When we in Africa condemn imperialism (aka neocolonialism), its apologists and their local trumpeters will hit town with the refrain: "But you have been independent for 50 or so years now; how could you continue to blame the colonial masters for your current woes?"
This argument is as disingenuous as it is wrong: it suggests that there was a time when the colonialists packed their bags and baggage and left Africa alone.
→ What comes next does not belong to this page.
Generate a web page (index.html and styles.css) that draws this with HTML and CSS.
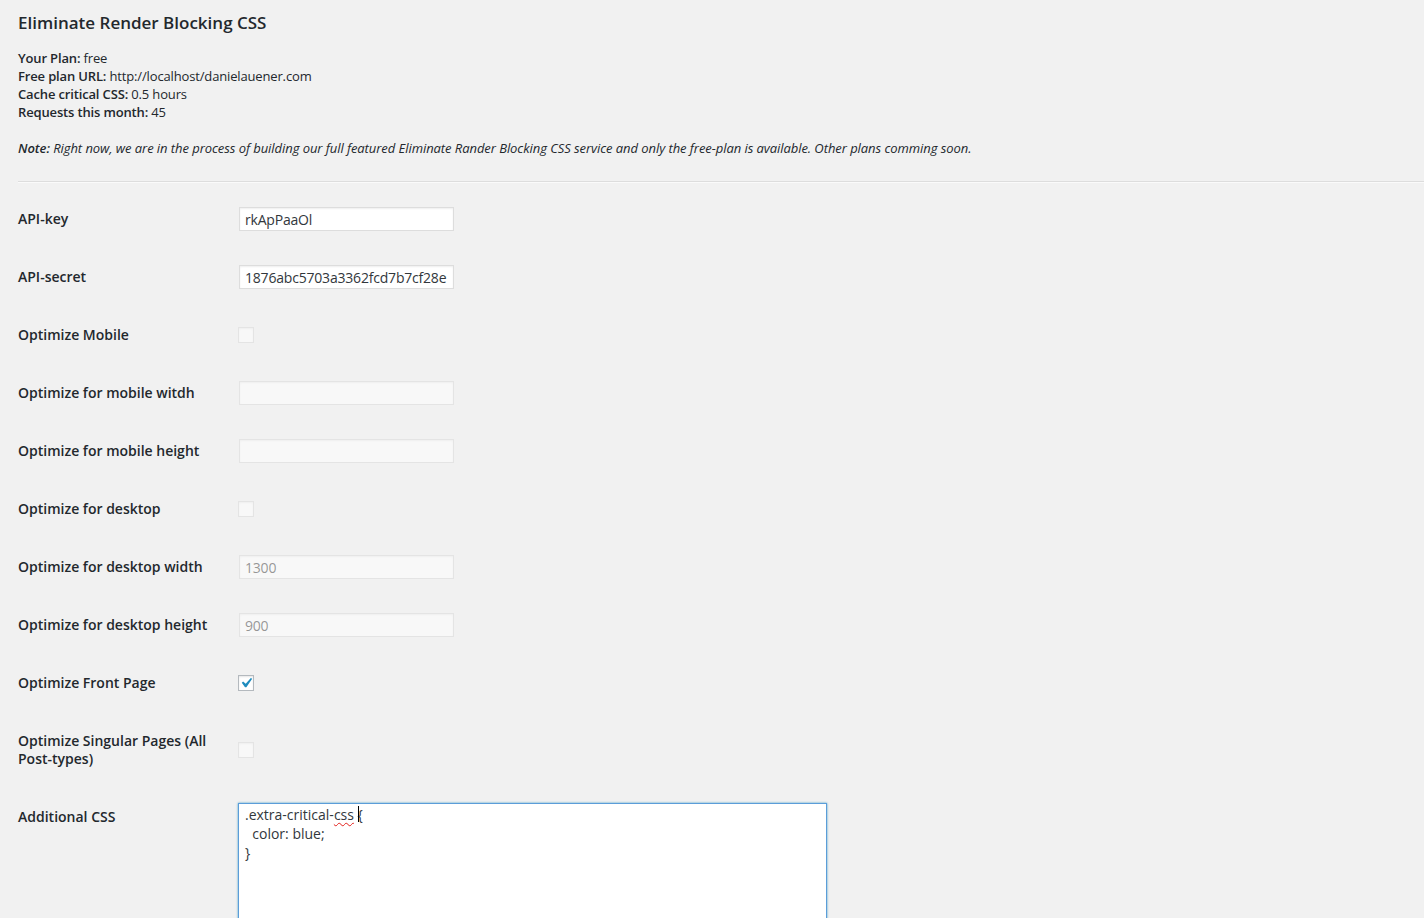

It also denies the simple fact that colonialism was essentially an enterprise undertaken solely for economic gains. We are being asked to believe that the colonialists simply abandoned all their economic investments/interests in their former colonies and went back home. We know that this is simply not true; when push came to shove and the colonised people demanded their freedom, all the colonialists without exception showed their fangs: the Portuguese in Angola and Mozambique; the French in Algeria and Guinea; the Brits in Kenya.
Although the British were more clever and more devious, but as Oginga Odinga informed us, in each and every one of their colonial possessions, the colonial masters handed power over to heirs trusted to maintain the colonial structures in all but name.
In Côte d'Ivoire, Félix Houphouët Boigny was more a Frenchman than an African and he made no pretense that he was not there to satisfy the interests of France. In Nigeria, the British concocted common-sense-defying population figures that ensured that their favoured Northern candidates will maintain political power for a very long time.
Sadly, colonial contract historians would want us to believe that it was all rosy-rosy.
According to Eurocentric "mythorians" (myth-creators masquerading as history scholars), some well-fed European adventurers sailed down the coast of West Africa in their pleasure boats, and chanced upon some naked savage black people, hopping from tree to tree, and their Christian, civilized hearts sank, and they decided to help. Always the altruists, the Europeans set up camp and began the enterprise to bring the savages to God and also to civilization. Mission accomplished, the Europeans left the natives to manage their own affairs, and within fifty years look at the mess the noble savages have made of things! The slave trade, oh, the savages were doing it all the time? And colonialism, oh, that was necessary to teach the Africans the art and science of self-government!
It is this type of make-me-happy interpretation of history that is still being forced down our throats by the ideological institutions the Europeans have created to celebrate themselves. But it just happens not to be true.